Learning to Recover from Plan Execution Errors during Robot Manipulation: A Neuro-symbolic Approach
Namasivayam Kalithasan, Arnav Tuli, Vishal Bindal, Himanshu Gaurav Singh, Parag Singla, Rohan Paul
TL;DR
This work tackles the challenge of detecting and recovering from execution errors in long-horizon robot manipulation. It introduces a neuro-symbolic framework that uses a dense scene-graph representation, consisting of a scene-graph encoder $H_\psi$, a scene-graph predictor $T^{ideal}_\theta$, and a scene-graph discriminator $K_\phi$, to imagine nominal plan execution and identify discrepancies without annotated failure data. When errors are detected, a neuro-symbolic search crafts a recovery plan that reuses parts of the original plan and targets sub-goals $S_{t_l}$, with an anytime variant allowing adjustable planning budgets. The approach demonstrates superior recovery efficiency and accuracy compared to RL baselines and full re-planning strategies in a simulated PyBullet environment with varied error types. Overall, the method offers a practical, self-supervised pipeline for robust long-horizon manipulation by coupling perception, prediction, and discrepancy-guided planning.
Abstract
Automatically detecting and recovering from failures is an important but challenging problem for autonomous robots. Most of the recent work on learning to plan from demonstrations lacks the ability to detect and recover from errors in the absence of an explicit state representation and/or a (sub-) goal check function.

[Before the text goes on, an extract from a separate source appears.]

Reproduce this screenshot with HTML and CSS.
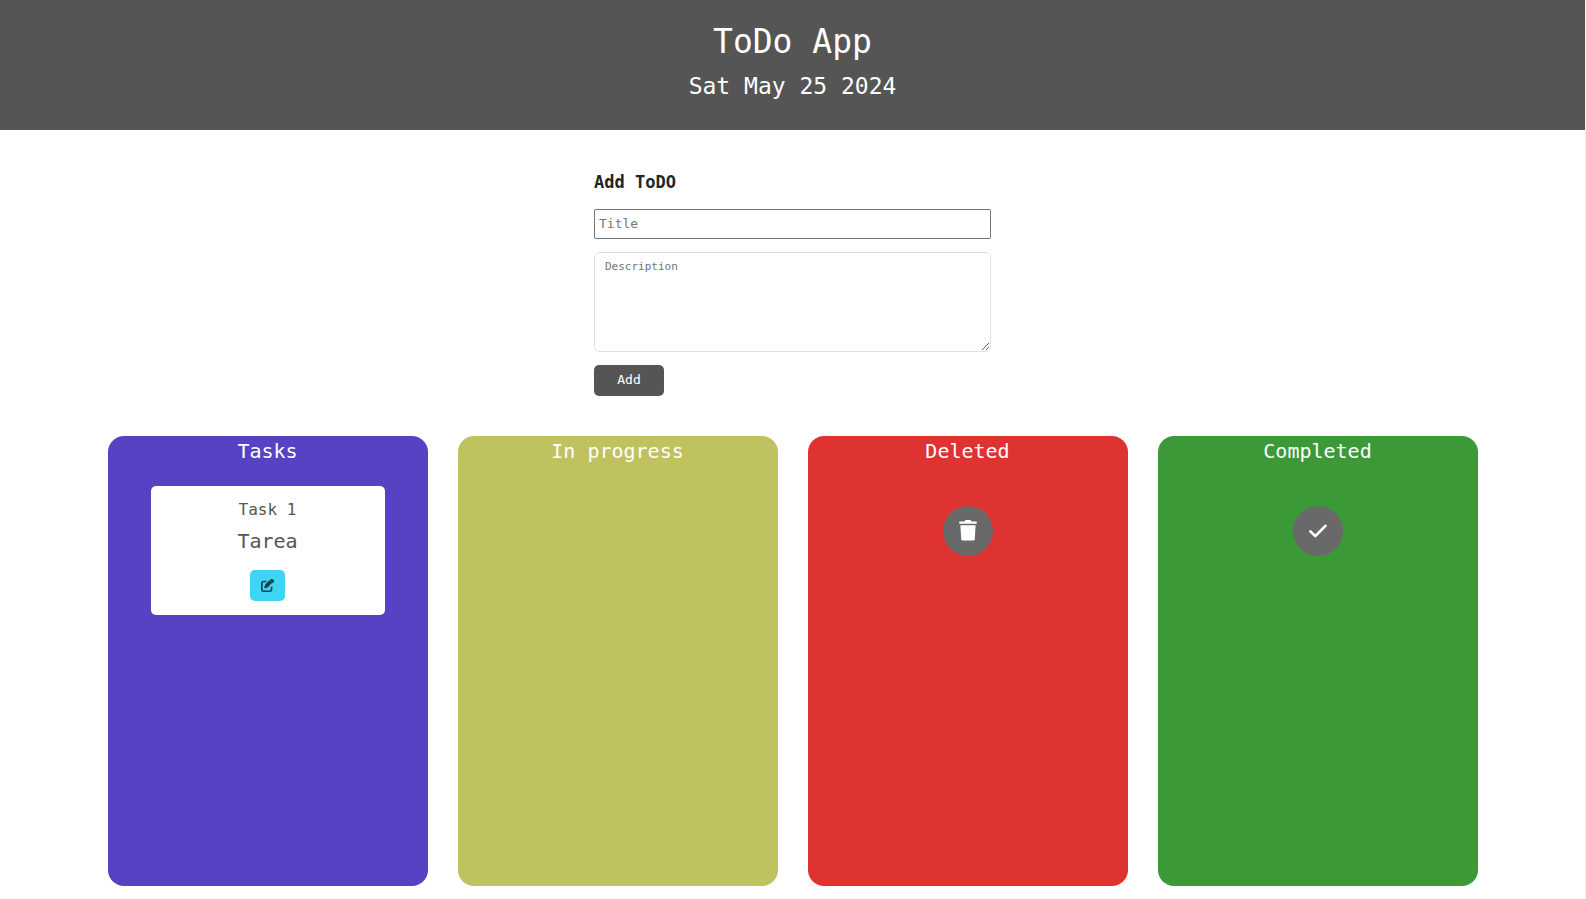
FILE: index.html
```html
<!DOCTYPE html>
<html lang="en">
<head>
<meta charset="utf-8">
<meta name="viewport" content="width=device-width, initial-scale=1">
<title>ToDo App</title>
<link rel="stylesheet" href="styles.css">
</head>
<body>
<header class="header">
  <h1 class="header-title">ToDo App</h1>
  <p class="header-date">Sat May 25 2024</p>
</header>
<main class="main">
  <form class="form">
    <h2 class="form-title">Add ToDO</h2>
    <input class="form-input" type="text" placeholder="Title" aria-label="Title">
    <textarea class="form-text" placeholder="Description" aria-label="Description"></textarea>
    <button class="form-add" type="button">Add</button>
  </form>
  <div class="board">
    <section class="column column-tasks">
      <h2 class="column-title">Tasks</h2>
      <article class="card">
        <h3 class="card-title">Task 1</h3>
        <p class="card-text">Tarea</p>
        <button class="card-edit" type="button" aria-label="Edit task">
          <svg width="13" height="13" viewBox="0 0 512 512" fill="currentColor" aria-hidden="true"><path d="M472 20a68 68 0 0 0-96 0l-30 30 118 118 30-30a68 68 0 0 0 0-96zM172 221c-6 6-11 14-14 23l-30 89c-3 9-1 19 6 25 6 7 16 9 25 6l89-30c8-3 16-8 23-14l171-174L324 48zM96 64C43 64 0 107 0 160v256c0 53 43 96 96 96h256c53 0 96-43 96-96v-110h-64v110c0 18-14 32-32 32H96c-18 0-32-14-32-32V160c0-18 14-32 32-32h110V64z"/></svg>
        </button>
      </article>
    </section>
    <section class="column column-progress">
      <h2 class="column-title">In progress</h2>
    </section>
    <section class="column column-deleted">
      <h2 class="column-title">Deleted</h2>
      <div class="badge">
        <svg width="18" height="22" viewBox="0 0 18 22" fill="currentColor" aria-hidden="true"><path d="M.8 1.400h4.600L6 .5Q6.300 0 7 0h4q.7 0 1 .5l.6.9h4.600q.6 0 .6.6v1.200q0 .6-.6.6H.8q-.6 0-.6-.6V2q0-.6.6-.6zM1.400 5.200h15.200l-.8 13.800q-.1 1.600-1.700 1.600H3.900q-1.600 0-1.700-1.600z"/></svg>
      </div>
    </section>
    <section class="column column-completed">
      <h2 class="column-title">Completed</h2>
      <div class="badge">
        <svg width="18" height="15" viewBox="0 0 18 15" fill="none" stroke="currentColor" stroke-width="2.600" stroke-linecap="round" stroke-linejoin="round" aria-hidden="true"><path d="M1.400 7.300 6.300 12.200 16.400 1.800"/></svg>
      </div>
    </section>
  </div>
</main>
</body>
</html>
```
FILE: styles.css
```css
* {
  box-sizing: border-box;
}

body,
h1,
h2,
h3,
p {
  margin: 0;
  font-weight: 400;
}

body,
input,
textarea,
button {
  font-family: "DejaVu Sans Mono", monospace;
}

body {
  border-right: 1px solid #f0f0f0;
  background: #fff;
  color: #212529;
}

.header {
  padding: 22px 16px 28px;
  background: #555;
  color: #fff;
  text-align: center;
}

.header-title {
  margin-bottom: 8px;
  font-size: 33px;
  line-height: 40px;
}

.header-date {
  font-size: 23px;
  line-height: 32px;
}

.main {
  padding: 40px 16px 13px;
}

.form {
  display: flex;
  flex-direction: column;
  align-items: flex-start;
  width: 100%;
  max-width: 397px;
  margin: 0 auto 40px;
}

.form-title {
  margin-bottom: 15px;
  font-size: 17px;
  font-weight: 700;
  line-height: 24px;
}

.form-input {
  width: 100%;
  height: 30px;
  margin-bottom: 13px;
  padding: 0 4px 2px;
  border: 1px solid #767676;
  border-radius: 2px;
  font-size: 13px;
}

.form-text {
  width: 100%;
  height: 100px;
  margin-bottom: 13px;
  padding: 7px 10px;
  border: 1px solid #dee2e6;
  border-radius: 5px;
  font-size: 11px;
}

.form-input::placeholder,
.form-text::placeholder {
  color: #757575;
}

.form-add {
  width: 70px;
  height: 31px;
  padding: 0 0 2px;
  border: 0;
  border-radius: 5px;
  background: #555;
  color: #fff;
  font-size: 13px;
}

.board {
  display: flex;
  flex-wrap: wrap;
  justify-content: center;
  gap: 30px;
}

.column {
  display: flex;
  flex-direction: column;
  align-items: center;
  width: 320px;
  min-height: 450px;
  border-radius: 16px;
}

.column-tasks {
  background: #5543c3;
}

.column-progress {
  background: #bfc25e;
}

.column-deleted {
  background: #df3332;
}

.column-completed {
  background: #3c9937;
}

.column-title {
  margin-bottom: 20px;
  color: #fff;
  font-size: 20px;
  line-height: 30px;
}

.card {
  display: flex;
  flex-direction: column;
  align-items: center;
  width: 234px;
  padding: 14px;
  border-radius: 5px;
  background: #fff;
  color: #555;
}

.card-title {
  margin-bottom: 6px;
  font-size: 16px;
  line-height: 20px;
}

.card-text {
  margin-bottom: 14px;
  font-size: 20px;
  line-height: 30px;
}

.card-edit {
  display: flex;
  align-items: center;
  justify-content: center;
  width: 35px;
  height: 31px;
  padding: 0;
  border: 0;
  border-radius: 5px;
  background: #3dd5f3;
  color: #16404a;
}

.badge {
  display: flex;
  align-items: center;
  justify-content: center;
  width: 50px;
  height: 50px;
  margin-top: 20px;
  border-radius: 50%;
  background: #696969;
  color: #fff;
}
```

We propose an approach (blending learning with symbolic search) for automated error discovery and recovery, without needing annotated data of failures. Central to our approach is a neuro-symbolic state representation, in the form of dense scene graph, structured based on the objects present within the environment. This enables efficient learning of the transition function and a discriminator that not only identifies failures but also localizes them facilitating fast re-planning via computation of heuristic distance function. We also present an anytime version of our algorithm, where instead of recovering to the last correct state, we search for a sub-goal in the original plan minimizing the total distance to the goal given a re-planning budget. Experiments on a physics simulator with a variety of simulated failures show the effectiveness of our approach compared to existing baselines, both in terms of efficiency as well as accuracy of our recovery mechanism.